Redoutez-vous que des pays européens se résignent à accepter le projet évoqué par le premier ministre israélien, Ehoud Olmert, de recourir à l’unilatéralisme, à la fois pour se retirer de certaines zones de Cisjordanie et pour tracer les futures frontières d’Israël ?

Les Palestiniens sont catégoriquement opposés à l’unilatéralisme. Nous pensons que des retraits israéliens unilatéraux ne feront qu’entretenir le conflit au lieu de lui apporter une solution. Les Européens ne seront jamais une alternative aux Américains, mais ils peuvent pousser dans le bon sens. Les uns et les autres sont membres du Quartet avec les Russes et les Nations unies.

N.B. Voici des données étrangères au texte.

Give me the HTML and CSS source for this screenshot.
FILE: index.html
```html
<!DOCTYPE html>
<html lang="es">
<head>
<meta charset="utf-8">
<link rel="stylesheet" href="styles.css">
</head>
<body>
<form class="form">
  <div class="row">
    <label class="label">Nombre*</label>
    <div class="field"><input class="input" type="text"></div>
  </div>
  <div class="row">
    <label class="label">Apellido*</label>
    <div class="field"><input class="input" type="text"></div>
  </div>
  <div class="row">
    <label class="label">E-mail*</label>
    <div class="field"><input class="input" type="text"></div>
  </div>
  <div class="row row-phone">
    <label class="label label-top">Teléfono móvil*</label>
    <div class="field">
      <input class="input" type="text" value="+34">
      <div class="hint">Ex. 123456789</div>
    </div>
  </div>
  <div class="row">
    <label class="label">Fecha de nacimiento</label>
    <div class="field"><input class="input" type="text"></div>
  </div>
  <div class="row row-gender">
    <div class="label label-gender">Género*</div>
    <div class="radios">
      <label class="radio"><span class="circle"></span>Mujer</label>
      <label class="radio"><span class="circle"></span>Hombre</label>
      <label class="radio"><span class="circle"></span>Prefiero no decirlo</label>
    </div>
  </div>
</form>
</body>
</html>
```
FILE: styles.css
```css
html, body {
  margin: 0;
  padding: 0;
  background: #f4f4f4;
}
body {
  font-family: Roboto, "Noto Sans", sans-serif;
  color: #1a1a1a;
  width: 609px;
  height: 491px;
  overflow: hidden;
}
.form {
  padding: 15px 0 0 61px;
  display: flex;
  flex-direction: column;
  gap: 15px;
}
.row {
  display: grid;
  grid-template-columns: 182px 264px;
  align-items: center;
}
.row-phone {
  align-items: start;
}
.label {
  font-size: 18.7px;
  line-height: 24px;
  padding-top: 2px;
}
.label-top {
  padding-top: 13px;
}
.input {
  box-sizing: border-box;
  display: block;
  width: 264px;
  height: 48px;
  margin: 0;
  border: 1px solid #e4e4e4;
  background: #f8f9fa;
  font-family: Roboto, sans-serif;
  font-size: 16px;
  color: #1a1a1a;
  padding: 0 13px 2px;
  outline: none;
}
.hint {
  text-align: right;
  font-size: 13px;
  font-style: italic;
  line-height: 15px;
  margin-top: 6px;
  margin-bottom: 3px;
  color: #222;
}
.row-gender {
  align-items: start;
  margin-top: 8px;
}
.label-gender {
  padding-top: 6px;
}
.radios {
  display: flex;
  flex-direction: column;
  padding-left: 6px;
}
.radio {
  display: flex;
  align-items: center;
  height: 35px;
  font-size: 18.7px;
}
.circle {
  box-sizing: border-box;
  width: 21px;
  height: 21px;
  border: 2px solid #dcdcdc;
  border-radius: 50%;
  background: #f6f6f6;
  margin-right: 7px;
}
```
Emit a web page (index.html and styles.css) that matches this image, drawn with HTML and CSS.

Ils ont adopté la "feuille de route" [un plan de paix qui prévoit par étapes la création d’un Etat palestinien], et ils devraient pousser les parties à la négociation. L’Union européenne ne peut pas renoncer à ce qu’elle a élaboré. L’unilatéralisme n’est pas un terme qui figure dans la"feuille de route". Il mènerait à la catastrophe.

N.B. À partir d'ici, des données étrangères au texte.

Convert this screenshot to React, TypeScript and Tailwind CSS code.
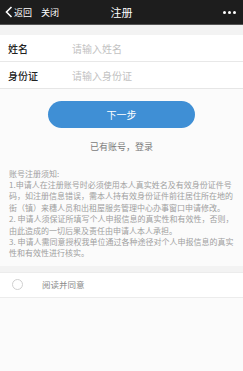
import React from 'react'

const font = { fontFamily: '"Noto Sans CJK SC", "Noto Sans", sans-serif' }

const notes = [
  '账号注册须知:',
  '1.申请人在注册账号时必须使用本人真实姓名及有效身份证件号',
  '码，如注册信息错误，需本人持有效身份证件前往居住所在地的',
  '街（镇）来穗人员和出租屋服务管理中心办事窗口申请修改。',
  '2. 申请人须保证所填写个人申报信息的真实性和有效性，否则，',
  '由此造成的一切后果及责任由申请人本人承担。',
  '3. 申请人需同意授权我单位通过各种途径对个人申报信息的真实',
  '性和有效性进行核实。',
]

export default function App() {
  return (
    <div className="w-[243px] h-[371px] bg-[#fbfbfb] overflow-hidden" style={font}>
      {/* 顶部栏 */}
      <div className="h-[25px] bg-[#1d1d1d] border-b border-[#555] flex items-center px-[5px] text-white relative">
        <div className="flex items-center gap-[1px]">
          <svg width="8" height="12" viewBox="0 0 8 12">
            <path d="M6.5 1 L1.5 6 L6.5 11" stroke="#fff" strokeWidth="1.6" fill="none" />
          </svg>
          <span className="text-[9px] leading-none">返回</span>
          <span className="text-[9px] leading-none ml-[8px]">关闭</span>
        </div>
        <div className="absolute left-0 right-0 text-center text-[11px] leading-none pointer-events-none">注册</div>
        <div className="ml-auto flex gap-[2px] pr-[2px]">
          <span className="w-[3px] h-[3px] rounded-full bg-white" />
          <span className="w-[3px] h-[3px] rounded-full bg-white" />
          <span className="w-[3px] h-[3px] rounded-full bg-white" />
        </div>
      </div>

      <div className="h-[10px] bg-[#f3f3f3]" />

      {/* 表单 */}
      <div className="bg-white border-b border-[#e6e6e6]">
        <div className="h-[27px] flex items-center border-b border-[#e8e8e8] pl-[8px]">
          <span className="w-[64px] text-[10px] font-medium text-[#222]">姓名</span>
          <span className="text-[10px] text-[#c2c2c2]">请输入姓名</span>
        </div>
        <div className="h-[26px] flex items-center pl-[8px]">
          <span className="w-[64px] text-[10px] font-medium text-[#222]">身份证</span>
          <span className="text-[10px] text-[#c2c2c2]">请输入身份证</span>
        </div>
      </div>

      <div className="flex justify-center mt-[12px]">
        <button className="w-[147px] h-[27px] rounded-full bg-[#3f8fd5] text-white text-[10px]">下一步</button>
      </div>

      <div className="text-center text-[9px] text-[#7a7a7a] mt-[12px]">已有账号，登录</div>

      {/* 须知 */}
      <div className="px-[9px] mt-[14px] text-[8px] leading-[11.4px] text-[#a0a0a0]">
        {notes.map((l, i) => (
          <div key={i} className="whitespace-nowrap">{l}</div>
        ))}
      </div>

      <div className="h-[6px] bg-[#f3f3f3] mt-[7px]" />
      <div className="h-[26px] bg-white border-y border-[#ececec] flex items-center pl-[12px]">
        <span className="w-[11px] h-[11px] rounded-full border border-[#d0d0d0]" />
        <span className="ml-[19px] text-[8.5px] text-[#8a8a8a]">阅读并同意</span>
      </div>
    </div>
  )
}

Qu’attendez-vous du prochain gouvernement israélien ?

Qu’il débloque l’argent des Palestiniens [le produit des taxes collectées par Israël à la place des Palestiniens mais qui n’est plus rétrocédé depuis la victoire du Hamas aux élections législatives], et qu’il ouvre des négociations officielles et sérieuses.

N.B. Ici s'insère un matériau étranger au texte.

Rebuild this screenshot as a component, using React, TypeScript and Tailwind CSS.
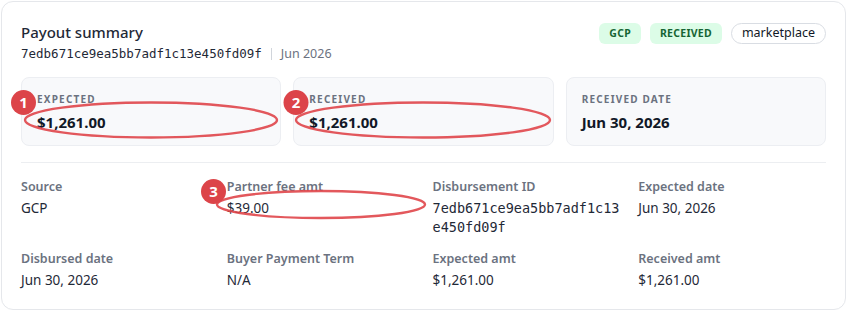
import React from 'react';

const sans = { fontFamily: '"Noto Sans", "Open Sans", sans-serif' };
const mono = '[font-family:"DejaVu_Sans_Mono",monospace]';

const stats = [
  { label: 'Expected', value: '$1,261.00' },
  { label: 'Received', value: '$1,261.00' },
  { label: 'Received date', value: 'Jun 30, 2026' },
];

const details: { label: string; value: string; mono?: boolean }[] = [
  { label: 'Source', value: 'GCP' },
  { label: 'Partner fee amt', value: '$39.00' },
  { label: 'Disbursement ID', value: '7edb671ce9ea5bb7adf1c13e450fd09f', mono: true },
  { label: 'Expected date', value: 'Jun 30, 2026' },
  { label: 'Disbursed date', value: 'Jun 30, 2026' },
  { label: 'Buyer Payment Term', value: 'N/A' },
  { label: 'Expected amt', value: '$1,261.00' },
  { label: 'Received amt', value: '$1,261.00' },
];

function Marker({ n, cx, cy }: { n: number; cx: number; cy: number }) {
  return (
    <g>
      <circle cx={cx} cy={cy} r={12.5} fill="#dc4449" />
      <text
        x={cx}
        y={cy + 5.5}
        textAnchor="middle"
        fontSize="15"
        fontWeight="700"
        fill="#fff"
        fontFamily='"Noto Sans", sans-serif'
      >
        {n}
      </text>
    </g>
  );
}

function Annotations() {
  return (
    <svg className="pointer-events-none absolute left-0 top-0" width="846" height="311" viewBox="0 0 846 311">
      <g fill="none" stroke="#e0464b" strokeWidth="2.4" opacity="0.9">
        <ellipse cx="151" cy="119" rx="126" ry="17.5" />
        <ellipse cx="423" cy="119" rx="127" ry="17.5" />
        <ellipse cx="321" cy="203.5" rx="104" ry="13.5" />
      </g>
      <Marker n={1} cx={23.5} cy={101.5} />
      <Marker n={2} cx={296} cy={101.5} />
      <Marker n={3} cx={213.5} cy={190.5} />
    </svg>
  );
}

export default function App() {
  return (
    <div className="relative h-[311px] w-[846px] bg-white" style={sans}>
      <div className="ml-px mt-px h-[309px] w-[845px] rounded-xl border border-[#e5e7eb] bg-white px-[19px] pt-[19px]">
        <div className="flex items-start justify-between">
          <div>
            <div className="text-[15px] font-medium leading-[22px] text-[#1f2937]">Payout summary</div>
            <div className="mt-[2px] flex items-center leading-[18px]">
              <span className={`${mono} text-[12.5px] text-[#1f2937]`}>7edb671ce9ea5bb7adf1c13e450fd09f</span>
              <span className="mx-[9px] h-3 w-px bg-[#d1d5db]" />
              <span className="text-[12.5px] text-[#6b7280]">Jun 2026</span>
            </div>
          </div>
          <div className="mt-[2px] flex items-center gap-[9px]">
            <span className="flex h-[21px] items-center rounded-md bg-[#dcfce7] px-[10px] text-[10.5px] font-bold tracking-wide text-[#166534]">
              GCP
            </span>
            <span className="flex h-[21px] items-center rounded-md bg-[#dcfce7] px-[10px] text-[10.5px] font-bold tracking-wide text-[#166534]">
              RECEIVED
            </span>
            <span className="flex h-[21px] items-center rounded-full border border-[#d9dde3] bg-white px-[10px] text-[12.5px] text-[#111827]">
              marketplace
            </span>
          </div>
        </div>

        <div className="mt-[14px] grid grid-cols-3 gap-3">
          {stats.map((s) => (
            <div key={s.label} className="h-[69px] rounded-lg border border-[#eceef2] bg-[#f8f9fb] px-[15px] pt-[13px]">
              <div className="text-[10px] font-bold uppercase leading-4 tracking-[0.12em] text-[#6b7280]">{s.label}</div>
              <div className="mt-1 text-[15px] font-bold leading-[22px] text-[#111827]">{s.value}</div>
            </div>
          ))}
        </div>

        <div className="mt-4 border-t border-[#eceef1]" />

        <div className="grid grid-cols-4 gap-x-[18px] gap-y-[14px] pt-[16px]">
          {details.map((d) => (
            <div key={d.label}>
              <div className="text-[12.5px] font-semibold leading-4 text-[#6b7280]">{d.label}</div>
              <div
                className={`mt-[4px] break-all leading-[19px] text-[#1f2937] ${
                  d.mono ? `${mono} text-[13.5px]` : 'text-[13.5px]'
                }`}
              >
                {d.value}
              </div>
            </div>
          ))}
        </div>
      </div>
      <Annotations />
    </div>
  );
}
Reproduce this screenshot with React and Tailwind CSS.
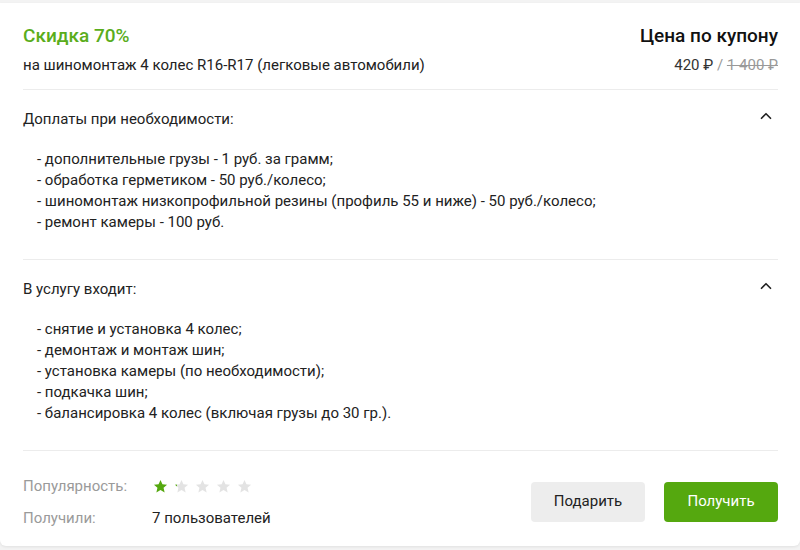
import { ChevronUp } from 'lucide-react'

const EXTRAS = [
  '- дополнительные грузы - 1 руб. за грамм;',
  '- обработка герметиком - 50 руб./колесо;',
  '- шиномонтаж низкопрофильной резины (профиль 55 и ниже) - 50 руб./колесо;',
  '- ремонт камеры - 100 руб.',
]

const INCLUDED = [
  '- снятие и установка 4 колес;',
  '- демонтаж и монтаж шин;',
  '- установка камеры (по необходимости);',
  '- подкачка шин;',
  '- балансировка 4 колес (включая грузы до 30 гр.).',
]

function Star({ fill = 0 }) {
  const id = `star-grad-${fill}`
  return (
    <svg width="15" height="15" viewBox="0 0 24 24">
      <defs>
        <linearGradient id={id} x1="0" x2="1" y1="0" y2="0">
          <stop offset={fill} stopColor="#55a80f" />
          <stop offset={fill} stopColor="#e3e3e3" />
        </linearGradient>
      </defs>
      <path
        d="M12 1.5l3.1 6.9 7.4.7-5.6 5 1.7 7.4L12 17.6l-6.6 3.9 1.7-7.4-5.6-5 7.4-.7z"
        fill={`url(#${id})`}
      />
    </svg>
  )
}

function Section({ title, items }) {
  return (
    <div className="border-t border-[#ececec] pt-[19px] pb-[26px]">
      <div className="flex items-center justify-between h-[20px]">
        <span className="text-[15px] text-[#222]">{title}</span>
        <ChevronUp size={18} strokeWidth={2.2} className="text-[#222] mr-[3px] -mt-[6px]" />
      </div>
      <ul className="mt-[20px] pl-[14px] text-[15px] leading-[21px] text-[#222]">
        {items.map((t) => (
          <li key={t}>{t}</li>
        ))}
      </ul>
    </div>
  )
}

export default function App() {
  return (
    <div className="min-h-screen bg-[#f3f3f3] pt-[3px] font-['Roboto',_'Liberation_Sans',_sans-serif]">
      <div className="bg-white rounded-b-[6px] shadow-[0_1px_3px_rgba(0,0,0,0.08)] h-[543px] px-[23px] pr-[22px]">

        {/* Header */}
        <div className="flex justify-between pt-[21px] h-[86px]">
          <div>
            <div className="text-[19px] font-medium text-[#5aad1c] leading-[24px]">Скидка 70%</div>
            <div className="text-[15px] text-[#222] mt-[6px]">
              на шиномонтаж 4 колес R16-R17 (легковые автомобили)
            </div>
          </div>
          <div className="text-right">
            <div className="text-[19px] font-medium text-[#111] leading-[24px]">Цена по купону</div>
            <div className="text-[15px] mt-[6px] text-[#333]">
              420 ₽ <span className="text-[#999]">/</span>{' '}
              <span className="text-[#999] line-through">1 400 ₽</span>
            </div>
          </div>
        </div>

        <Section title="Доплаты при необходимости:" items={EXTRAS} />
        <Section title="В услугу входит:" items={INCLUDED} />

        {/* Footer */}
        <div className="border-t border-[#ececec] flex items-center justify-between pt-[25px]">
          <div className="grid grid-cols-[129px_auto] gap-y-[11px] text-[15px] leading-[21px]">
            <span className="text-[#9a9a9a]">Популярность:</span>
            <div className="flex items-center gap-[6px] pl-[1px]">
              <Star fill={1} />
              <Star fill={0.12} />
              <Star fill={0} />
              <Star fill={0} />
              <Star fill={0} />
            </div>
            <span className="text-[#9a9a9a]">Получили:</span>
            <span className="text-[#222]">7 пользователей</span>
          </div>
          <div className="flex gap-[19px] -mt-[2px]">
            <button className="w-[114px] h-[40px] rounded-[4px] bg-[#ededed] text-[15px] text-[#222]">
              Подарить
            </button>
            <button className="w-[114px] h-[40px] rounded-[4px] bg-[#55a80f] text-[15px] text-white">
              Получить
            </button>
          </div>
        </div>
      </div>
    </div>
  )
}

Le Hamas, et à travers lui le gouvernement palestinien, entretient de bonnes relations avec la Syrie et l’Iran. Croyez-vous que ces relations privilégiées soient utiles et positives pour les Palestiniens ?

Le gouvernement palestinien doit entretenir de bonnes relations avec tout le monde, mais nous n’avons pas besoin d’un axe avec un pays particulier. Nous devons travailler avec tous les pays, qu’ils soient arabes ou non.

Quelle a été votre réaction après les camouflets diplomatiques enregistrés successivement par le ministre des affaires étrangères palestinien (Hamas), Mahmoud Zahar, en Egypte, où il n’a pas pu rencontrer son homologue, et en Jordanie, où il n’a pas pu se rendre cette semaine comme prévu ?

Il s’agit de décisions souveraines de la part des pays en question. C’est à eux de voir s’ils peuvent recevoir ou non tel ou tel responsable. Je souhaite pour ma part que mon gouvernement puisse être accueilli partout. Mais si ses ministres ne peuvent pas être reçus pour des raisons précises, c’est à eux de faire en sorte que les obstacles soient levés.

Les tiraillements se sont multipliés depuis quelques jours entre le gouvernement, l’administration et la présidence de l’Autorité palestinienne à propos des compétences des uns et des autres. Qu’en pensez-vous ?

Le gouvernement n’en est qu’à ses débuts. C’est normal qu’il y ait un peu de confusion. S’il y a des conflits, ils seront réglés par l’application de la loi. Le gouvernement disposera de tous ses pouvoirs. J’aime la loi et l’ordre. Nous sommes en contact permanent avec le premier ministre et pour ce qui me concerne, il n’existe pas de "shadow gouvernment" (gouvernement bis).